**Request**
Look at the data below and print exactly the lines from its first line through the line with "['试卷名称', '组卷方式', '试卷分类', '试卷总分', '创建人', '创建时间', '操作'];"; the pictures stay out of the copy.

**Source excerpt**
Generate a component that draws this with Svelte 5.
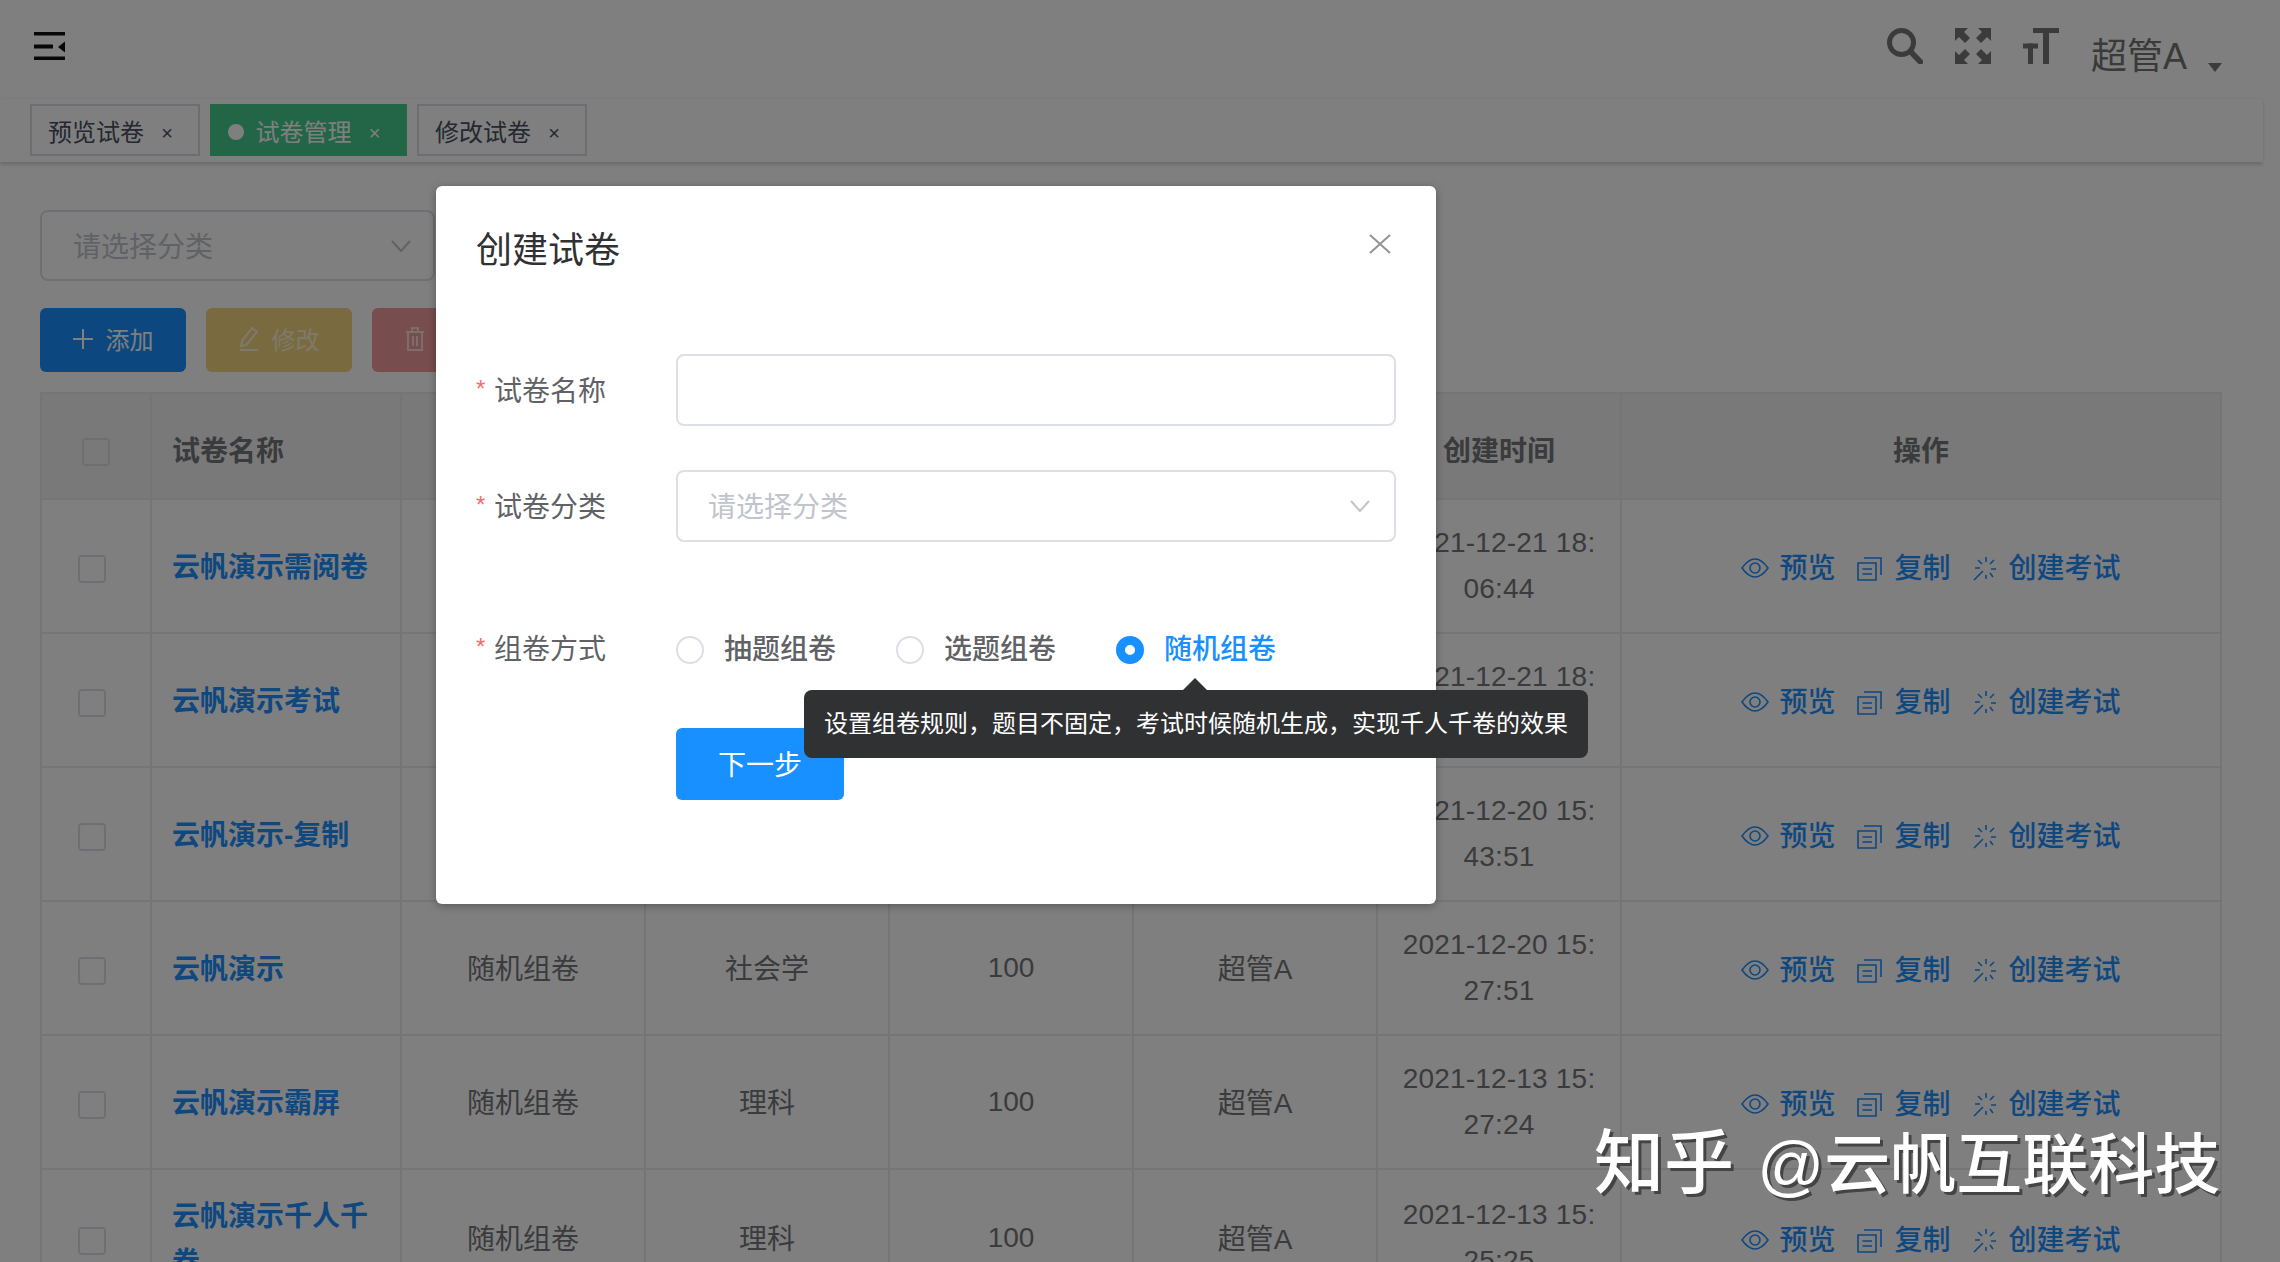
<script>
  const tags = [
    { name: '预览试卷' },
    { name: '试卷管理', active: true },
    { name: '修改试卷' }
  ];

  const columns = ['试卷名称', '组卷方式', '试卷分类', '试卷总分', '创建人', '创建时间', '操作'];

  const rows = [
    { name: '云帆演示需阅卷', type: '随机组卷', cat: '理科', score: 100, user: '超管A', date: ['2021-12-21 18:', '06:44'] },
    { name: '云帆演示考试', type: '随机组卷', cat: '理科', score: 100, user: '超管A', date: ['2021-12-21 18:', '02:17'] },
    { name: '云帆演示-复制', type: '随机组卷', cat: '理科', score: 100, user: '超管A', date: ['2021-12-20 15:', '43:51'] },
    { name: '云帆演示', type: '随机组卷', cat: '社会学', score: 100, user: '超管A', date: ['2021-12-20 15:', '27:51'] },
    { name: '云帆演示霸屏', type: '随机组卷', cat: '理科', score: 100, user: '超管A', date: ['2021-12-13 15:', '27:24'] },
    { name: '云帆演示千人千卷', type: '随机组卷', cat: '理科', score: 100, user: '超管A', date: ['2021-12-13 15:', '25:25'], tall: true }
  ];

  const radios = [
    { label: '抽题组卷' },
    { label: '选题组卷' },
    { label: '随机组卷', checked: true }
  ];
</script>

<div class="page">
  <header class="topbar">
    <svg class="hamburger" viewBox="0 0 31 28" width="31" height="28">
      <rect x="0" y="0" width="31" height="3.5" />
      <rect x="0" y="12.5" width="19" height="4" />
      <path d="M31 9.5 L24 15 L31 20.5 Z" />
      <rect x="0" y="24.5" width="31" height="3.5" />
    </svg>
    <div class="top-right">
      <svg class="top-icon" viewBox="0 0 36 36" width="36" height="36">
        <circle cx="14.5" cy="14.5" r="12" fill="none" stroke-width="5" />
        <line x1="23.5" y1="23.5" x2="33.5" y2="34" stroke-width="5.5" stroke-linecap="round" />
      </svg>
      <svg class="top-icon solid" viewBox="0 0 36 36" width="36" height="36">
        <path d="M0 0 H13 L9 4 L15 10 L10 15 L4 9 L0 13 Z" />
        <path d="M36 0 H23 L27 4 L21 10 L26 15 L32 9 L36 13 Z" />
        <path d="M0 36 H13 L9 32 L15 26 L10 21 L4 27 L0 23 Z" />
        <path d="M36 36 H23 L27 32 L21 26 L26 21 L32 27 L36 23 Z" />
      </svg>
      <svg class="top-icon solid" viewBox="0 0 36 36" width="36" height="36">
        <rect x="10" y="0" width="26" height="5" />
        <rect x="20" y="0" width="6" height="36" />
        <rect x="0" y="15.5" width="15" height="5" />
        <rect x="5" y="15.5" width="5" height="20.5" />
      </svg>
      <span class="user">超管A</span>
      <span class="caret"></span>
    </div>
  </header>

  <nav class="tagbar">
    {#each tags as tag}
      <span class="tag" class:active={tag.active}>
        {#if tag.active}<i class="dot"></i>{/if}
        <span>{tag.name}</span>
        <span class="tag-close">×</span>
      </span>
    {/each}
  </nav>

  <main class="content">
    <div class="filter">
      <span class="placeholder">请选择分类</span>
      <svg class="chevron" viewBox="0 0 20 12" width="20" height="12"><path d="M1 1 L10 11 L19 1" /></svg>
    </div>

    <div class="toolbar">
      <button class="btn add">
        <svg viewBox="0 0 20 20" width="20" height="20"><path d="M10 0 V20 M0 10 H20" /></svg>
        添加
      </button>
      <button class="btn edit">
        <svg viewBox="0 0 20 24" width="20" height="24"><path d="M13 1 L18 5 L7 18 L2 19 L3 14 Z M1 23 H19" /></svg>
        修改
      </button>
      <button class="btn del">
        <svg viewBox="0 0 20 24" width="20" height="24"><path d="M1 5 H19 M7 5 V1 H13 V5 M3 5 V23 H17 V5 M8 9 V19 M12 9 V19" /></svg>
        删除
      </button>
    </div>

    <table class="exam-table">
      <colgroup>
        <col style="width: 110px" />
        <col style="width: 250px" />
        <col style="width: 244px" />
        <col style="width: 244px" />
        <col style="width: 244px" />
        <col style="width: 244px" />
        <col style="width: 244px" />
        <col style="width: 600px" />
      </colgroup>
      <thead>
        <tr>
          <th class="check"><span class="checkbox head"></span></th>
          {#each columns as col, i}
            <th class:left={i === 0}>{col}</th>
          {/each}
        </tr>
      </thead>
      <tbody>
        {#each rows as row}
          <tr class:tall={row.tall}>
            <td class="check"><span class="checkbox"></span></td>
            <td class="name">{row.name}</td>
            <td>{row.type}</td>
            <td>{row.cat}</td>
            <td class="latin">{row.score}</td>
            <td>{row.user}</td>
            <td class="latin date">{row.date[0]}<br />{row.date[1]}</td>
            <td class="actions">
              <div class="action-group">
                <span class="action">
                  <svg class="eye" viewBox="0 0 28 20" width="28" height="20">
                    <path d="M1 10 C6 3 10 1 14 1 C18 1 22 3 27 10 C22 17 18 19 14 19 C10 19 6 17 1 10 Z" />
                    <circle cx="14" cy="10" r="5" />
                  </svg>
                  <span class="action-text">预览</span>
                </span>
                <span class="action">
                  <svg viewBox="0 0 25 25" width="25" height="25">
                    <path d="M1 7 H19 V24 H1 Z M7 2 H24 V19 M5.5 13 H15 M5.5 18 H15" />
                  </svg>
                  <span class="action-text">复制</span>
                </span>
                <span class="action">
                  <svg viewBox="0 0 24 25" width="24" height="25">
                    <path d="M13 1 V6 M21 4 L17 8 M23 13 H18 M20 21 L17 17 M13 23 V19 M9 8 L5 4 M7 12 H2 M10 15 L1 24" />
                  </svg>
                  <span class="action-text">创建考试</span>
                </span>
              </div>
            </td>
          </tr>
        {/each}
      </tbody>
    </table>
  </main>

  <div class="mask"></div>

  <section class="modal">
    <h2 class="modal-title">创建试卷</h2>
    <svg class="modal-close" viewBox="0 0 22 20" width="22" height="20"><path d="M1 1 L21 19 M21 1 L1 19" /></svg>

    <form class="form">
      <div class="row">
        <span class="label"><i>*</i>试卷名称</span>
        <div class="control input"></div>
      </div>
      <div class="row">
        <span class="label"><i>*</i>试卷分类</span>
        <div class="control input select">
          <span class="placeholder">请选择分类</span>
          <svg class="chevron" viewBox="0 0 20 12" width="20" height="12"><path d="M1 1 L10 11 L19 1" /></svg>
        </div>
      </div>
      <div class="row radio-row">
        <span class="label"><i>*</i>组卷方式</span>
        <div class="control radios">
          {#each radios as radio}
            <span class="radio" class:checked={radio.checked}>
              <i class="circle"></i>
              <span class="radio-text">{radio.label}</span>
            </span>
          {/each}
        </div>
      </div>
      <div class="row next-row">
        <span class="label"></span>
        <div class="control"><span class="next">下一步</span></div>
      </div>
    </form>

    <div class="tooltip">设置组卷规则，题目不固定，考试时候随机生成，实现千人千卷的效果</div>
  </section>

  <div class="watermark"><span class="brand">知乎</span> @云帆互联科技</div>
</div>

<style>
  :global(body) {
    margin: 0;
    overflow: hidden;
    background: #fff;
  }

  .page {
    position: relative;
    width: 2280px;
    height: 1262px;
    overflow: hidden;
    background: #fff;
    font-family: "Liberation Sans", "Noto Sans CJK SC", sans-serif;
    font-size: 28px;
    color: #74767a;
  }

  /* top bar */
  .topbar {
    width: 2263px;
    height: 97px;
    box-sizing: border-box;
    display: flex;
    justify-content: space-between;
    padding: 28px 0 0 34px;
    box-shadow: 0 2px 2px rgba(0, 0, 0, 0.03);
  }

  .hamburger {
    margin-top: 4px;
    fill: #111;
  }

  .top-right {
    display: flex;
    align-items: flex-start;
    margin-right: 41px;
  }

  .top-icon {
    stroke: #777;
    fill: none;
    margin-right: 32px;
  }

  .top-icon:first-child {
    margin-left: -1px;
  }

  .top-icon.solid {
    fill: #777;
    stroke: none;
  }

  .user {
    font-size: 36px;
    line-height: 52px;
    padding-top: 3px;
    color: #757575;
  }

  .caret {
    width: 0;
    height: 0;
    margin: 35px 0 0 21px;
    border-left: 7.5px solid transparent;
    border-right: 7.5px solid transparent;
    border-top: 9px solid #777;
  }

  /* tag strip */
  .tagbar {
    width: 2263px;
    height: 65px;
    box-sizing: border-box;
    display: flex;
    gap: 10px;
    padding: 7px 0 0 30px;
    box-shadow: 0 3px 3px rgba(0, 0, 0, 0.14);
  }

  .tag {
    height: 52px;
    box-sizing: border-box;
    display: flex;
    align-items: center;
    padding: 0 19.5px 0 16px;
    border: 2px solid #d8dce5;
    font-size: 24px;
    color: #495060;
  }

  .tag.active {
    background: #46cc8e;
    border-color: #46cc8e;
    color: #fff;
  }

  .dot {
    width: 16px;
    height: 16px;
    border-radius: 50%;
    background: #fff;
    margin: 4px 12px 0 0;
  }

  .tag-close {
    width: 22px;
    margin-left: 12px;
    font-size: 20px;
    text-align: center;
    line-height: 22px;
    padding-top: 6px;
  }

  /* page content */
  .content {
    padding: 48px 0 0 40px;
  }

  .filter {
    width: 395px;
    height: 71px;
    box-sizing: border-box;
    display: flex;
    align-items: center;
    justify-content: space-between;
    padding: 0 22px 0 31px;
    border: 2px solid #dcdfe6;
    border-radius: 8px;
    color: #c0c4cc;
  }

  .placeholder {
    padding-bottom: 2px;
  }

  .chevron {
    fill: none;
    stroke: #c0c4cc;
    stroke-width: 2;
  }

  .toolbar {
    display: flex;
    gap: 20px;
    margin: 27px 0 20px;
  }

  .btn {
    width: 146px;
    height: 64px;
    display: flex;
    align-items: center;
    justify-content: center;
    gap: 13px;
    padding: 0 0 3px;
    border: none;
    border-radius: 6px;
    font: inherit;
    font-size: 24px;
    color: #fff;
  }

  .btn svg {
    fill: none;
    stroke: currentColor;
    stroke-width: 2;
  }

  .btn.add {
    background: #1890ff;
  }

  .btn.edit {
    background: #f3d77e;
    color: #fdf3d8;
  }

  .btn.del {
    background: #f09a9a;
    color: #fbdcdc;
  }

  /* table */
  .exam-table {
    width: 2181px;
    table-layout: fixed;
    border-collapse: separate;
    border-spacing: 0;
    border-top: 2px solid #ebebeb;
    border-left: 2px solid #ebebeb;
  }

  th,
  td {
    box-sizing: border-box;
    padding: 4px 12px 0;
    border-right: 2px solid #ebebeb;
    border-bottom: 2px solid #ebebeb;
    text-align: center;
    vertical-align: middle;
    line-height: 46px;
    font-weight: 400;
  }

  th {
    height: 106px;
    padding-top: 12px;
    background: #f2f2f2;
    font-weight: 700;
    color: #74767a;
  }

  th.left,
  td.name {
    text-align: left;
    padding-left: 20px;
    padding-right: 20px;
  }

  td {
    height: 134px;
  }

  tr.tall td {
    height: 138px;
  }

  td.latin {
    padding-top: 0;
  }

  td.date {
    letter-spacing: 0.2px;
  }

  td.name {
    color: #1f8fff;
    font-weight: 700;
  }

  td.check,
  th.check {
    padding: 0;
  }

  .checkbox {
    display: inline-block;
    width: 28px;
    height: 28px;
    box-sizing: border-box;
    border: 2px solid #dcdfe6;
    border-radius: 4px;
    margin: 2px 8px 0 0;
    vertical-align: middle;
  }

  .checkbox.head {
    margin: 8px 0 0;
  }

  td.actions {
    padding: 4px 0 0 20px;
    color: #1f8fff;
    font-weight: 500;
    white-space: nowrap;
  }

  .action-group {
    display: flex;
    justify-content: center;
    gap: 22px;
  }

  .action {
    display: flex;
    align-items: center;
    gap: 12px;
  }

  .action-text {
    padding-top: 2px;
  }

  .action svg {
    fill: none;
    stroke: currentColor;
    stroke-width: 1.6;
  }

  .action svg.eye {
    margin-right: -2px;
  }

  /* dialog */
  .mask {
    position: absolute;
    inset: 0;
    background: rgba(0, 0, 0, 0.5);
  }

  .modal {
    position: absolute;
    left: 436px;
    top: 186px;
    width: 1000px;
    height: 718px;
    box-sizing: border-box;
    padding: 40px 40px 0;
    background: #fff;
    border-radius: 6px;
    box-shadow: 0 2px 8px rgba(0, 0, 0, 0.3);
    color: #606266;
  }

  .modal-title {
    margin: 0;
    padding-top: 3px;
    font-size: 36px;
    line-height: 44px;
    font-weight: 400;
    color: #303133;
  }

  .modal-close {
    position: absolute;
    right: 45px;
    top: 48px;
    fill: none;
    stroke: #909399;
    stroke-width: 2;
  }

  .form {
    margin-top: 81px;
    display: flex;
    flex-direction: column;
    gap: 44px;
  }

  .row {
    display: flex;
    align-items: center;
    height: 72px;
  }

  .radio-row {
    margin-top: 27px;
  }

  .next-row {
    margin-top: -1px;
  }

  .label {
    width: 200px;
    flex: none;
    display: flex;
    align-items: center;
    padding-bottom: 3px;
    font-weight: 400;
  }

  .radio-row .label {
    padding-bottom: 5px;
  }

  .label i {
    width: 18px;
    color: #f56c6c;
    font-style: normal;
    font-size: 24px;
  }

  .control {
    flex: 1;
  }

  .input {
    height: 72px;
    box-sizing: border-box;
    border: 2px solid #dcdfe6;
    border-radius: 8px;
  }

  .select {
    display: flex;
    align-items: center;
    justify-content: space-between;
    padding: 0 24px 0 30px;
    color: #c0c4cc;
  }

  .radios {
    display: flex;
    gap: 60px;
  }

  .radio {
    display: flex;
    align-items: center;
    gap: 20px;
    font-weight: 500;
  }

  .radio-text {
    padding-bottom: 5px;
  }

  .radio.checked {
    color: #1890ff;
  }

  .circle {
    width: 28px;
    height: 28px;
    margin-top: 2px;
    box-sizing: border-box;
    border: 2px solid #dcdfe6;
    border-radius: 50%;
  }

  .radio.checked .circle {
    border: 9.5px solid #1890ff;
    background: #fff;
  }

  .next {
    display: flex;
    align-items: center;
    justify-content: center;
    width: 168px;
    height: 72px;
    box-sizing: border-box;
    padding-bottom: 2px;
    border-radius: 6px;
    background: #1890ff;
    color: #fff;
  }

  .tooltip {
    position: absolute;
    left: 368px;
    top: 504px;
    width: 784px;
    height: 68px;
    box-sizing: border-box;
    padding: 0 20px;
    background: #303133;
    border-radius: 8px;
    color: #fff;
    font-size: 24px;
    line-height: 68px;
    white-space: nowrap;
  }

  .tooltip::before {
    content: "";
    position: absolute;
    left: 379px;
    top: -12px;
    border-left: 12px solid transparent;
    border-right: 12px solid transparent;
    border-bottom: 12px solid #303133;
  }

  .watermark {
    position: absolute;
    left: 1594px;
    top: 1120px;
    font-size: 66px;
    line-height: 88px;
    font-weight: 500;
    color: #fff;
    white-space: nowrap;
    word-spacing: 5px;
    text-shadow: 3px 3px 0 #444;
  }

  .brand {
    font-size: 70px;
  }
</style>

**Result**
Generate a component that draws this with Svelte 5.
<script>
  const tags = [
    { name: '预览试卷' },
    { name: '试卷管理', active: true },
    { name: '修改试卷' }
  ];

  const columns = ['试卷名称', '组卷方式', '试卷分类', '试卷总分', '创建人', '创建时间', '操作'];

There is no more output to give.